I wanted to know one thing going into this project, is it even worth it to try injecting randomness into environments?

For my custom environment, because the Model has to learn how to tackle the environment, it’s interesting to see how the Model adapts to the Dynamic Environment, but what about a pre-made Environment with an already existing solution?

For my picked Environment that was already made, I chose Cartpole.

This environment has a Model learn how to balance a Pole on top of a Cart, without the Cart going to an end condition, which are moving too fast, going too far off screen, or letting the Pole tip over.

The environment awards the Model for every frame it runs, and stops giving rewards for an episode when an end condition is met.

Non-deterministic Element chosen

For Cartpole, I decided to change the Environment code, so that every now and then, the speed at which the Pole tips over would greatly increase, meaning that the Model would have to try and catch the Pole without letting it fall over.

Expectation vs Reality

When I first began to work on this section of my Project, I had presumed that the Model would overreact when my non-deterministic element was introduced.

However, once I introduced randomness into the environment, the exact opposite happened.

When I increased the Speed of the Pole so it fell faster, the Model simply began moving in the correct direction to catch the Pole.
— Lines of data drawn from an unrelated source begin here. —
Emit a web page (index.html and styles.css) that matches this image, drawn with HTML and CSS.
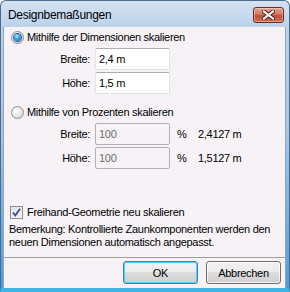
FILE: index.html
```html
<!DOCTYPE html>
<html lang="de">
<head>
    <meta charset="UTF-8">
    <meta name="viewport" content="width=device-width, initial-scale=1.0">
    <title>Designbemaßungen</title>
    <link rel="stylesheet" href="styles.css">
</head>
<body>
    <div class="window">
        <!-- Titelleiste -->
        <div class="titlebar">
            <span class="title">Designbemaßungen</span>
            <button class="close" aria-label="Schließen">
                <svg width="13" height="10" viewBox="0 0 13 10">
                    <path d="M2 1.5 L11 8.5 M11 1.5 L2 8.5" stroke="#4a1a12" stroke-width="4" stroke-linecap="square"/>
                    <path d="M2 1.5 L11 8.5 M11 1.5 L2 8.5" stroke="#ffffff" stroke-width="2.2" stroke-linecap="square"/>
                </svg>
            </button>
        </div>

        <div class="client">
            <!-- Dimensionen -->
            <label class="option"><span class="radio checked"></span>Mithilfe der Dimensionen skalieren</label>
            <div class="fields">
                <div class="field">
                    <span class="field-label">Breite:</span>
                    <span class="edit">2,4 m</span>
                </div>
                <div class="field">
                    <span class="field-label">Höhe:</span>
                    <span class="edit">1,5 m</span>
                </div>
            </div>

            <!-- Prozente -->
            <label class="option option-second"><span class="radio"></span>Mithilfe von Prozenten skalieren</label>
            <div class="fields">
                <div class="field">
                    <span class="field-label">Breite:</span>
                    <span class="edit disabled">100</span>
                    <span class="unit">%</span>
                    <span class="result">2,4127 m</span>
                </div>
                <div class="field">
                    <span class="field-label">Höhe:</span>
                    <span class="edit disabled">100</span>
                    <span class="unit">%</span>
                    <span class="result">1,5127 m</span>
                </div>
            </div>

            <label class="option check-option">
                <span class="checkbox">
                    <svg width="11" height="11" viewBox="0 0 11 11">
                        <path d="M2 5.5 L4.3 8.5 L9 1.8" fill="none" stroke="#3b4f8c" stroke-width="1.8"/>
                    </svg>
                </span>Freihand-Geometrie neu skalieren
            </label>

            <p class="note">Bemerkung: Kontrollierte Zaunkomponenten werden den neuen Dimensionen automatisch angepasst.</p>

            <div class="buttons">
                <button class="btn btn-default">OK</button>
                <button class="btn">Abbrechen</button>
            </div>
        </div>
    </div>
</body>
</html>
```

FILE: styles.css
```css
/* Grundlayout */
body {
    margin: 0;
    padding: 0;
    width: 290px;
    height: 292px;
    font-family: "Liberation Sans", Arial, sans-serif;
    font-size: 11px;
    letter-spacing: -0.3px;
    color: #000;
    background: #ffffff;
}

.window {
    box-sizing: border-box;
    width: 290px;
    height: 292px;
    padding: 0 3px 0 2px;
    display: flex;
    flex-direction: column;
    border: 1px solid #4f6b8c;
    border-bottom: 4px solid #3fb4e4;
    border-radius: 6px 6px 0 0;
    background: linear-gradient(to bottom, #d3e2f2 0, #bcd2ea 26px, #a9c6e6 45%, #4b9be0 100%);
}

/* Titelleiste */
.titlebar {
    height: 26px;
    display: flex;
    align-items: center;
    justify-content: space-between;
    padding: 0 2px 0 5px;
}

.title {
    font-size: 12px;
    letter-spacing: -0.3px;
    color: #000;
    margin-top: 1px;
}

.close {
    width: 31px;
    height: 16px;
    margin-top: 1px;
    padding: 0;
    border: 1px solid #6d2a1f;
    border-radius: 3px;
    display: flex;
    align-items: center;
    justify-content: center;
    background: linear-gradient(to bottom, #e8a493 0, #d47460 45%, #c24d36 55%, #d0705a 100%);
    box-shadow: inset 0 0 0 1px rgba(255, 255, 255, 0.35);
}

/* Inhalt */
.client {
    flex: 1;
    display: flex;
    flex-direction: column;
    padding: 3px 7px 0 7px;
    border: 1px solid #8ea6c4;
    border-top: none;
    border-bottom: none;
    background: #f6f2f6;
}

.option {
    display: flex;
    align-items: center;
    height: 14px;
    gap: 3px;
}

.option-second {
    margin-top: 11px;
}

.check-option {
    margin-top: 36px;
    margin-left: -1px;
    gap: 4px;
}

.radio {
    box-sizing: border-box;
    width: 13px;
    height: 13px;
    border-radius: 50%;
    border: 1px solid #8c8f94;
    background: radial-gradient(circle at 35% 35%, #ffffff 0, #e6e6e6 55%, #c8c8c8 100%);
    display: flex;
    align-items: center;
    justify-content: center;
}

.radio.checked::after {
    content: "";
    width: 7px;
    height: 7px;
    border-radius: 50%;
    background: radial-gradient(circle at 40% 35%, #b8ecff 0, #38a6e4 40%, #1656a8 100%);
    box-shadow: 0 0 0 1px #2d5f9c;
}

.checkbox {
    box-sizing: border-box;
    width: 13px;
    height: 13px;
    border: 1px solid #8e8f8f;
    background: linear-gradient(135deg, #dfe3ea 0, #f4f5f8 100%);
    display: flex;
    align-items: center;
    justify-content: center;
}

.fields {
    display: flex;
    flex-direction: column;
    gap: 2px;
    margin-top: 4px;
}

.field {
    display: flex;
    align-items: center;
    height: 22px;
}

.field-label {
    width: 79px;
    text-align: right;
    margin-right: 5px;
}

.edit {
    box-sizing: border-box;
    width: 75px;
    height: 22px;
    padding: 0 3px;
    display: flex;
    align-items: center;
    background: #ffffff;
    border: 1px solid #e2e3ea;
    border-top-color: #abadb3;
    border-radius: 2px;
}

.edit.disabled {
    background: #f6f2f6;
    color: #6d6d6d;
    border-color: #b5b2b5;
}

.unit {
    margin-left: 7px;
    width: 21px;
}

.result {
    white-space: nowrap;
}

.note {
    margin: 4px 0 0 -2px;
    line-height: 13px;
}

/* Schaltflächen */
.buttons {
    display: flex;
    justify-content: flex-end;
    gap: 8px;
    margin: 8px -7px 0 -7px;
    padding: 3px 4px 0 0;
    border-top: 1px solid #a0a0a0;
}

.btn {
    box-sizing: border-box;
    width: 75px;
    height: 23px;
    padding: 0;
    font-family: "Liberation Sans", Arial, sans-serif;
    font-size: 11px;
    letter-spacing: -0.3px;
    color: #000;
    border: 1px solid #707070;
    border-radius: 3px;
    background: linear-gradient(to bottom, #f2f2f2 0, #ebebeb 50%, #dddddd 50%, #cfcfcf 100%);
    box-shadow: inset 0 0 0 1px rgba(255, 255, 255, 0.7);
}

.btn-default {
    border-color: #3c7fb1;
    box-shadow: inset 0 0 0 1px #48d4ff;
}
```
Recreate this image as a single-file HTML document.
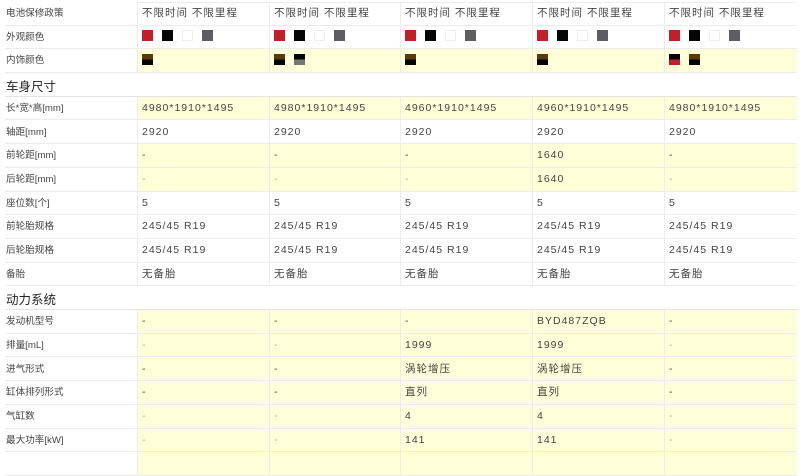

I had assumed that the Model would get caught off-guard and the episode would end prematurely, but instead the Model was easily able to catch the Pole and continue onward.

My reasoning for this is that the Mode has already learned what movements to do at every Angle and Position for the Pole and Cart, so increasing one aspect simply moved the Model into a different State it had already explored and solved.

I am glad I tried this out, as it gave me more of an idea on how best to approach my own Custom Environment.